» Directions for this task
Reproduce the material that follows, please, but only from its first line to the line containing "const [activeTab, setActiveTab]", inclusive.

───── Source data

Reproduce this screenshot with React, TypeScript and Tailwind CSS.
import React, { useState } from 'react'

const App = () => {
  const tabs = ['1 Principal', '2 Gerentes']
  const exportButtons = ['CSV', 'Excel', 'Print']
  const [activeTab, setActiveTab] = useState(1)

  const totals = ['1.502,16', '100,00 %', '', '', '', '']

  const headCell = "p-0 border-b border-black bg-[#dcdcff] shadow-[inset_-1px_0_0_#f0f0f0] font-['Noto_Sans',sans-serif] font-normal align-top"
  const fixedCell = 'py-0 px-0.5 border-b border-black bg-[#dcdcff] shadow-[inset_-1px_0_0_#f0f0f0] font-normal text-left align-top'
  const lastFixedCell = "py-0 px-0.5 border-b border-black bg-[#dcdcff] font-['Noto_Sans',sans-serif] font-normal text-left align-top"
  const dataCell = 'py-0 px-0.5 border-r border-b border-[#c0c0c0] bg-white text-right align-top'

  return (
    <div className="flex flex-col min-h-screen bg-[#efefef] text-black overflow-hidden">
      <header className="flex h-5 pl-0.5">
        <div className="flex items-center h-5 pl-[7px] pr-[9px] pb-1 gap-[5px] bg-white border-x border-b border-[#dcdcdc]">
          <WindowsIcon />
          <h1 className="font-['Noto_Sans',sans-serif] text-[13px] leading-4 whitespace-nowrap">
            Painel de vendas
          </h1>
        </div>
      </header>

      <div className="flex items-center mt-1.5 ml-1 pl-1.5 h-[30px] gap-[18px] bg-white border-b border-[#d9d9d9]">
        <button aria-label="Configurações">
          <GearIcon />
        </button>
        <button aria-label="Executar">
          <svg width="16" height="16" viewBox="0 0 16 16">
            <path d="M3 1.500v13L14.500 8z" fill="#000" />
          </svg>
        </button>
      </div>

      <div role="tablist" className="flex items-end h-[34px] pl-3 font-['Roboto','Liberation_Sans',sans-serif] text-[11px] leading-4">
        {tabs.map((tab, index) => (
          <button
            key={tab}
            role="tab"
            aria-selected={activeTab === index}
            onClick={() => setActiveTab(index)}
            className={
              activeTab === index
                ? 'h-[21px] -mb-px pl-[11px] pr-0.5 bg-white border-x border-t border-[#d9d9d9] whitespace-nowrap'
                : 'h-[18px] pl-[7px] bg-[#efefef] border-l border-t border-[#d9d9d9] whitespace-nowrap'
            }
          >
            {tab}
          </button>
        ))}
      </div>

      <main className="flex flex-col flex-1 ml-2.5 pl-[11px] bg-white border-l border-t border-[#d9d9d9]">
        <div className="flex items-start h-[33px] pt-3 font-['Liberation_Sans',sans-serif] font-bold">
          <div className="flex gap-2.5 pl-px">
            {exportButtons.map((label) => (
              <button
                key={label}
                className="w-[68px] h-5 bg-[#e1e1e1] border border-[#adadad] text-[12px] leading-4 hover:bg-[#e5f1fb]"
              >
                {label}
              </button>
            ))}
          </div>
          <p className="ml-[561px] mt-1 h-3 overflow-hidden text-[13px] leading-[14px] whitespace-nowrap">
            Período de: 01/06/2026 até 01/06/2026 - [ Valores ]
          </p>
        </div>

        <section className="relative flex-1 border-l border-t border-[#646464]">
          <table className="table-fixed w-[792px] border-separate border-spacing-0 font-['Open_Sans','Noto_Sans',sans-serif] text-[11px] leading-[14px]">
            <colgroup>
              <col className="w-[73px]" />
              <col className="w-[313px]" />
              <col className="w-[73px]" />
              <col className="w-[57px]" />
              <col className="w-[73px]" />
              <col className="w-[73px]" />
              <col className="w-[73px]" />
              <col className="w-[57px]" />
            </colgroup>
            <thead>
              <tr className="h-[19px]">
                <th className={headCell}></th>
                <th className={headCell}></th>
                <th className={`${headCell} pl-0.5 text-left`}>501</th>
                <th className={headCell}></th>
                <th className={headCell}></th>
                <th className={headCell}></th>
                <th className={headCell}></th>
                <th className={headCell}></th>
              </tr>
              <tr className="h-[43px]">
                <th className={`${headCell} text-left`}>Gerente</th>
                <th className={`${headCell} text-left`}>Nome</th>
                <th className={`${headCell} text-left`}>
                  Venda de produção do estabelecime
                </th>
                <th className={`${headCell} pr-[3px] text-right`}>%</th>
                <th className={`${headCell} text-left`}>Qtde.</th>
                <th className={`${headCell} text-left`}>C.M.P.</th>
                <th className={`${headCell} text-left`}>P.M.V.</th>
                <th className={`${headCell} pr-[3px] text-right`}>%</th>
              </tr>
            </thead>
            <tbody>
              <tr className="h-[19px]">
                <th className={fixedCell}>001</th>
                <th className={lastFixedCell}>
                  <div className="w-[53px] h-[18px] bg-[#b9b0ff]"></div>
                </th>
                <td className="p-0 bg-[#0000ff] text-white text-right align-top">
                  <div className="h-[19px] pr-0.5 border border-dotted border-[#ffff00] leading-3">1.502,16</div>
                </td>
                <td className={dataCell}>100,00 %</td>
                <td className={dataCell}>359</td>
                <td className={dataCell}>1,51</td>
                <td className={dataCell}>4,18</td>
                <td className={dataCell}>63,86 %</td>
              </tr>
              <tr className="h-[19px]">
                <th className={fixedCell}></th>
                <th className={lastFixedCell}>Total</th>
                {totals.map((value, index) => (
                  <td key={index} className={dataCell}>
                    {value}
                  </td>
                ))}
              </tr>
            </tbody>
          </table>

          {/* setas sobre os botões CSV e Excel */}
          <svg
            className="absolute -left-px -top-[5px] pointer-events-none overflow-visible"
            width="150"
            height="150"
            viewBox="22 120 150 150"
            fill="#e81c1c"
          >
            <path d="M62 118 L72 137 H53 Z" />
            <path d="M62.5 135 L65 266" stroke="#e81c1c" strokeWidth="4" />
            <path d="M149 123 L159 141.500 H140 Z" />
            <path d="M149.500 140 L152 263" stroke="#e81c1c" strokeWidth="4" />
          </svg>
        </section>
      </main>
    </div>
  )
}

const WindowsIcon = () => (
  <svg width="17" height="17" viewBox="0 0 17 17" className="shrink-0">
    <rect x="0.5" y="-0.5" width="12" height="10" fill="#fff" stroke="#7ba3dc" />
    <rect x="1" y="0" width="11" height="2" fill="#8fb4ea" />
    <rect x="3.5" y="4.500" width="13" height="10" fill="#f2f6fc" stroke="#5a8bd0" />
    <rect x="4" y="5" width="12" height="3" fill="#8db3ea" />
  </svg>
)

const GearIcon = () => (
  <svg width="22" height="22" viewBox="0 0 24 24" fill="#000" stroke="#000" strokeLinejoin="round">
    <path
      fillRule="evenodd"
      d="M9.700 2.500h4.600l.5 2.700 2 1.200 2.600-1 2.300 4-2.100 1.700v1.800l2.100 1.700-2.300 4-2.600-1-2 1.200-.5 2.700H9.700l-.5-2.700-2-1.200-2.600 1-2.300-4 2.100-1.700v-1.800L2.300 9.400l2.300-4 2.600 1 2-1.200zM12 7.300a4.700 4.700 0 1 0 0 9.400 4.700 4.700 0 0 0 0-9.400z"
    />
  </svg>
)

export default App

──────────

» Response to the exercise
Reproduce this screenshot with React, TypeScript and Tailwind CSS.
import React, { useState } from 'react'

const App = () => {
  const tabs = ['1 Principal', '2 Gerentes']
  const exportButtons = ['CSV', 'Excel', 'Print']
  const [activeTab, setActiveTab] = useState(1)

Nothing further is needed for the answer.